Longbridge Financial: Leading the way in new tech solutions
Mahwah, N.J.-based Longbridge Financial is a company aiming to be a dynamic participant in the reverse mortgage industry, and always seems to have a new initiative or a new priority to share. Whether it’s receiving the second-highest ranking from a global credit rating agency, being described as a portfolio strength from a major investor, or bolstering its sales division, Longbridge is always doing something and striving to position its products and services in dynamic ways.
One of the major trends that has emerged in the reverse mortgage industry for 2021 is a renewed emphasis on technology, and Longbridge has demonstrated that it wants to be a leader in taking that to heart. After creating a new platform for broker partners and launching then subsequently adding additional features to a website dedicated to its servicing platform, Longbridge also recently rolled out the availability of a mobile app designed to allow consumers to view valuable servicing information on the go.
This step into technology is also likely not to be the last for Longbridge, according to Richard Burke, head of servicing and vendor risk management at Longbridge.
“We are always looking to incorporate the latest technology to both improve our internal processes and provide a streamlined experience to all of our borrowers,” Burke told RMD in February. “Our goal is to leverage technology wherever possible in helping to educate more borrowers and prospective borrowers on the many benefits of a reverse mortgage when compared to other home equity products.”
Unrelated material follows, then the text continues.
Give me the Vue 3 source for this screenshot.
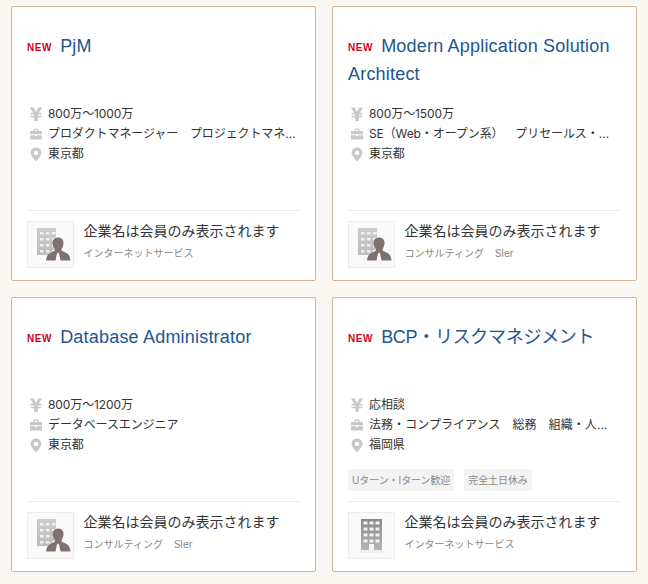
<script setup>
const jobs = [
  { title: 'PjM', salary: '800万〜1000万', role: 'プロダクトマネージャー　プロジェクトマネージャー', place: '東京都', tags: [], sub: ['インターネットサービス'], person: true },
  { title: 'Modern Application Solution Architect', salary: '800万〜1500万', role: 'SE（Web・オープン系）　プリセールス・コンサルタント', place: '東京都', tags: [], sub: ['コンサルティング', 'SIer'], person: true },
  { title: 'Database Administrator', salary: '800万〜1200万', role: 'データベースエンジニア', place: '東京都', tags: [], sub: ['コンサルティング', 'SIer'], person: true },
  { title: 'BCP・リスクマネジメント', ja: true, salary: '応相談', role: '法務・コンプライアンス　総務　組織・人事・労務', place: '福岡県', tags: ['Uターン・Iターン歓迎', '完全土日休み'], sub: ['インターネットサービス'], person: false }
]
const cells = []
for (const y of [6, 12, 18, 24]) for (const x of [6, 12, 18]) cells.push({ x, y })
</script>

<template>
  <main class="page">
    <article v-for="job in jobs" :key="job.title" class="card">
      <h2 class="title" :class="{ ja: job.ja }"><span class="new">NEW</span>{{ job.title }}</h2>
      <ul class="meta">
        <li>
          <svg class="icon" viewBox="0 0 14 14"><path d="M1 0.500H4.600L7 5 9.400 0.500H13L9.800 5.800H12.400V7.400H8.800V8.700H12.400V10.300H8.800V14H5.200V10.300H1.600V8.700H5.200V7.400H1.600V5.800H4.200Z" /></svg>
          <span class="line">{{ job.salary }}</span>
        </li>
        <li>
          <svg class="icon" viewBox="0 0 14 14"><path d="M4.500 4V2.600C4.500 2 5 1.600 5.600 1.600H8.400C9 1.600 9.500 2 9.500 2.600V4H13V7.300H1V4ZM5.700 4H8.300V2.800H5.700ZM1 8.200H6V9.300H8V8.200H13V12.500H1Z" /></svg>
          <span class="line" :class="{ tight: job.ja }">{{ job.role }}</span>
        </li>
        <li>
          <svg class="icon" viewBox="0 0 14 14"><path fill-rule="evenodd" d="M7 0.500C3.900 0.500 1.600 2.800 1.600 5.700 1.600 8.800 5 12 7 14.500 9 12 12.400 8.800 12.400 5.700 12.400 2.800 10.100 0.500 7 0.500ZM7 3.700A2.200 2.200 0 1 1 7 8.100 2.200 2.200 0 1 1 7 3.700Z" /></svg>
          <span class="line">{{ job.place }}</span>
        </li>
      </ul>
      <div v-if="job.tags.length" class="tags">
        <span v-for="tag in job.tags" :key="tag" class="tag">{{ tag }}</span>
      </div>
      <footer class="company">
        <div class="logo">
          <svg viewBox="0 0 45 45" width="45" height="45">
            <defs>
              <linearGradient id="bldg" x1="0" y1="0" x2="0" y2="1">
                <stop offset="0" stop-color="#8a8a8a" />
                <stop offset="1" stop-color="#b4b4b4" />
              </linearGradient>
              <linearGradient id="bldgLight" x1="0" y1="0" x2="0" y2="1">
                <stop offset="0" stop-color="#cdcdcd" />
                <stop offset="1" stop-color="#bcbcbc" />
              </linearGradient>
            </defs>
            <template v-if="job.person">
              <rect x="9" y="6" width="19" height="27" fill="url(#bldgLight)" />
              <rect v-for="c in cells" :key="c.x + '-' + c.y" :x="c.x + 6" :y="c.y + 4" width="3.500" height="2.500" fill="#f0f0f0" />
              <path d="M30.500 15.500C34 15.500 36 18.500 35.500 22 35.200 24.500 34 26 33.500 27.500V28.500L38.500 31C41 32.200 42 35 42.500 38.500H32.500L31 31.500 30 30.500 29 31.500 27.500 38.500H18C18.500 35 19.500 32.200 22 31L27 28.500V27.500C26 26 24.800 24.500 24.500 22 24 18.500 26 15.500 30.500 15.500Z" fill="#7d7270" stroke="#fff" stroke-width="0.800" paint-order="stroke" />
            </template>
            <template v-else>
              <rect x="11" y="37" width="23" height="3" fill="#efefef" />
              <rect x="12" y="6" width="21" height="31" fill="url(#bldg)" />
              <rect v-for="c in cells" :key="c.x + '-' + c.y" :x="c.x + 8.500" :y="c.y + 2.500" width="4" height="3" fill="#f2f2f2" />
              <rect x="20" y="31" width="5" height="6" fill="#f6f6f6" />
            </template>
          </svg>
        </div>
        <div class="info">
          <p class="name">企業名は会員のみ表示されます</p>
          <p class="sub"><span v-for="s in job.sub" :key="s">{{ s }}</span></p>
        </div>
      </footer>
    </article>
  </main>
</template>

<style>
html, body { background: #fbf7f2; }
</style>

<style scoped>
.page {
  width: 648px;
  height: 584px;
  box-sizing: border-box;
  padding: 6px 11px 0;
  display: grid;
  grid-template-columns: 305px 305px;
  grid-auto-rows: 275px;
  column-gap: 16px;
  row-gap: 16px;
  font-family: "Inter", "Noto Sans CJK JP", sans-serif;
  color: #333;
  text-spacing-trim: space-all;
}
.card {
  box-sizing: border-box;
  background: #fff;
  border: 1px solid #d2b79e;
  border-radius: 2px;
  padding: 25px 15px 12px;
  display: flex;
  flex-direction: column;
}
.title {
  margin: 0;
  height: 72px;
  font-family: "Liberation Sans", "Noto Sans CJK JP", sans-serif;
  font-size: 18px;
  font-weight: 400;
  line-height: 28px;
  letter-spacing: 0.2px;
  color: #20578f;
}
.title.ja { letter-spacing: -0.3px; }
.new {
  display: inline-block;
  margin-right: 8px;
  font-family: "Liberation Sans", sans-serif;
  font-size: 10px;
  line-height: 10px;
  font-weight: 700;
  letter-spacing: 0.6px;
  color: #d0021b;
  vertical-align: 1px;
}
.meta {
  list-style: none;
  margin: 0;
  padding: 0 0 0 2px;
}
.meta li {
  height: 20px;
  display: flex;
  align-items: center;
  font-size: 12px;
  line-height: 20px;
}
.icon {
  flex: none;
  width: 14px;
  height: 14px;
  margin-right: 5px;
  fill: #c8c8c8;
}
.line {
  overflow: hidden;
  white-space: nowrap;
  text-overflow: ellipsis;
  width: 249px;
  letter-spacing: -0.1px;
}
.line.tight {
  width: 246px;
  letter-spacing: 0.05px;
}
.tags {
  display: flex;
  gap: 10px;
  margin-top: 14px;
}
.tag {
  height: 22px;
  padding: 0 4px;
  background: #f3f3f3;
  color: #8a8a8a;
  font-size: 10px;
  line-height: 22px;
  letter-spacing: -0.08px;
}
.company {
  margin-top: auto;
  border-top: 1px solid #ececec;
  padding-top: 10px;
  display: flex;
  gap: 9.5px;
}
.logo {
  flex: none;
  width: 45px;
  height: 45px;
  border: 1px solid #ececec;
  background: #fafafa;
}
.logo svg { display: block; }
.info { min-width: 0; }
.name {
  margin: 0;
  font-size: 14px;
  line-height: 20px;
  color: #333;
}
.sub {
  margin: 4px 0 0;
  font-size: 10px;
  line-height: 16px;
  color: #888;
  display: flex;
  gap: 11px;
}
</style>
Mutual of Omaha: Bringing tech to H4P, broadening financial planner base
The incorporation of technology is not exclusive to Longbridge, however, as Mutual of Omaha Mortgage’s reverse division has also recently rolled out a mobile application specifically designed to serve potential reverse mortgage borrowers seeking either a Home Equity Conversion Mortgage (HECM), or a HECM for Purchase (H4P) transaction.
Mutual of Omaha has also expressed that greater incorporation of technology into the reverse mortgage process is essential to creating an experience that borrowers will come to expect, especially as new generations of seniors become eligible for reverse mortgages in the future. Of course, though, COVID-19 has played a big role in determining the necessity for new technology.
“We have seen that seniors have been more able to adopt and use technology over the last few years,” said John Metcalf, vice president of sales technology and strategy for Mutual of Omaha Mortgage to RMD in January. “But I think what’s really come to light in terms of deployment of this app is that you have more people across the country — and across the world — leveraging technology to communicate with their families and friends due to the pandemic.”
Late last year, Mutual of Omaha also turned heads in the reverse mortgage industry when the so-named insurance company expanded the scope of its needs analysis software, Navigator, to encompass a client’s housing wealth situation into their individual profile. This is a move which will allow financial advisors to get a fuller understanding of a client’s situation by including housing wealth in their advisor/client conversations, something which has long been advocated for by the reverse mortgage industry.